The Gardens

Lonicera reticulata / Grape Honeysuckle

Planted in 2013

This is 'Kintzley's Ghost', a really unusual honeysuckle vine that I first saw at the Denver Botanical Garden.
                                   Denver Botanic Garden   (Landscape Architect Jocelyn H. Chilvers)

Flat white discs covered a small vine, and although they appeared green tinged in the shade of the pergola, in the light the round bracts looked like a eucalyptus, very powdery silver, and arranged stiffly up and down the trailing vine stems.

I came home and did some research on this grape honeysuckle, and found this great write up by the Dirt Diva, Mary Ann Newcomer at Gardens of the Wild Wild West.

I got it at a nursery in Ft. Collins, CO. Greg took me there when I was out visiting him in August, 2013, and I brought the little one gallon pot back on the airplane in my carryon bag.

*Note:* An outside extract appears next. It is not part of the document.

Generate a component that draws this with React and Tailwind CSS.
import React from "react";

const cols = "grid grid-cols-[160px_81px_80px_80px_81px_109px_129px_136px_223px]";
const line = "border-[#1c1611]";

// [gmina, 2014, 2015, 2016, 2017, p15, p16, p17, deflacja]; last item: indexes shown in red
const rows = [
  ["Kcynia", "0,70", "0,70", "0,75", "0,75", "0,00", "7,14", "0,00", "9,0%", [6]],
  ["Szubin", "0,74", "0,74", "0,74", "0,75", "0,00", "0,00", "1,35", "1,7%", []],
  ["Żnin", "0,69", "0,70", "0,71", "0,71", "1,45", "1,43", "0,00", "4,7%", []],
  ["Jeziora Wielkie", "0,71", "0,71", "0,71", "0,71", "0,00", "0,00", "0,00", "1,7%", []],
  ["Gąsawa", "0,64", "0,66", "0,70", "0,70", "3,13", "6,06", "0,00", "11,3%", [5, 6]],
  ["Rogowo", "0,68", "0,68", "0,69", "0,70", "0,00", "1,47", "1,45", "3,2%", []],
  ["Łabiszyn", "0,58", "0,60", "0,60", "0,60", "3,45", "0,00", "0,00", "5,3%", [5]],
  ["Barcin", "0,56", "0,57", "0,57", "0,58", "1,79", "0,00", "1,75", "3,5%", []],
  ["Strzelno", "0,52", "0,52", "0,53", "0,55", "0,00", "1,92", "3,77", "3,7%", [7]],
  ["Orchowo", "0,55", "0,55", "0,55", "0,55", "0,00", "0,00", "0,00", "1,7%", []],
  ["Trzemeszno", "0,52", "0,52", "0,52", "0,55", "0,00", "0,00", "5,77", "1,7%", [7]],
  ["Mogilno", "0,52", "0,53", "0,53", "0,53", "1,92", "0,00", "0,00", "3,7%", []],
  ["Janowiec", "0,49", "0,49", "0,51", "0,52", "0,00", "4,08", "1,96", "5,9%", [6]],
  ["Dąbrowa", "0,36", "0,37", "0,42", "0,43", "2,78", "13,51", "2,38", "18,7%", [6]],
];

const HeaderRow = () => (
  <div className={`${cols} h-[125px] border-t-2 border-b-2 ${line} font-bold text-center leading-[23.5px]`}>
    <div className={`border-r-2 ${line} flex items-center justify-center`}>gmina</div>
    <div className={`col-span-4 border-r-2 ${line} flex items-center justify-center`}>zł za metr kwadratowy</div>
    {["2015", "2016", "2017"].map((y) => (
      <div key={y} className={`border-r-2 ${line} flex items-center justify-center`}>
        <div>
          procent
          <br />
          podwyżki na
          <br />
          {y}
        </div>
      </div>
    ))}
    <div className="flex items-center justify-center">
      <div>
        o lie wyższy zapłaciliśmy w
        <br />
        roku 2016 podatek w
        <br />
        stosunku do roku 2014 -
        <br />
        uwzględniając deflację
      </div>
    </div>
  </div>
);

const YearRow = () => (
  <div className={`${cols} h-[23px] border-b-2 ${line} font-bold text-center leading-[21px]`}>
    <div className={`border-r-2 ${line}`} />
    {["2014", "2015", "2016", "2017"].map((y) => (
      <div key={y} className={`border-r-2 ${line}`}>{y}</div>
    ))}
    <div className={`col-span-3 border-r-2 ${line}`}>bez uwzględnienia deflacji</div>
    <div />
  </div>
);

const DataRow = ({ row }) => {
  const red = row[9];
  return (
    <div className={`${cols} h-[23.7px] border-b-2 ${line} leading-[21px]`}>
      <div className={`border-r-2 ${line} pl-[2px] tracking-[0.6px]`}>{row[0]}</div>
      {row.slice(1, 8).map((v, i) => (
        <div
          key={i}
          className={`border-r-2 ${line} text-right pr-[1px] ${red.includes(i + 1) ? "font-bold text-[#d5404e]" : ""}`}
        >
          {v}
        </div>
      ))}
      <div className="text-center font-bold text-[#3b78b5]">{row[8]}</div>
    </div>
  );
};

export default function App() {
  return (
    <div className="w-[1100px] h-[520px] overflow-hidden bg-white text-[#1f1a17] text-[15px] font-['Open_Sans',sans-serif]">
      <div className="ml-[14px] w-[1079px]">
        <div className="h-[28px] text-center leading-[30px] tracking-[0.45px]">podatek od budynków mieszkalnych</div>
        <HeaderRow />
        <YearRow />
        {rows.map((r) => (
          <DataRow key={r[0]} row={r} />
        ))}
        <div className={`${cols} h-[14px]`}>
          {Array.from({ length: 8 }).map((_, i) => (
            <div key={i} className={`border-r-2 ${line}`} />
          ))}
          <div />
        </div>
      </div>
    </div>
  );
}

It was planted in late August, and did not do anything for the rest of the season. Vines sleep the first year before creeping the second year and then leaping in year three.
9/24/14

In 2015 it came in beautifully and climbed the trellis exactly as I wanted it to.
5/24/15

It bloomed at Memorial Day -- such funny bright yellow flowers surrounded by the round bracts.
5/30/15

By mid summer it was growing a little wilder, and later in August it was even more rampant. This will need some pruning control throughout the season.
7/16/15

The bracts did not turn ghostly silver-white as I had expected. They are pretty and unusual, but stayed a glaucous green.  I'll be interested to see if the silver color develops in other seasons; it was clearly a feature of the vine I saw at Denver Botanical Garden.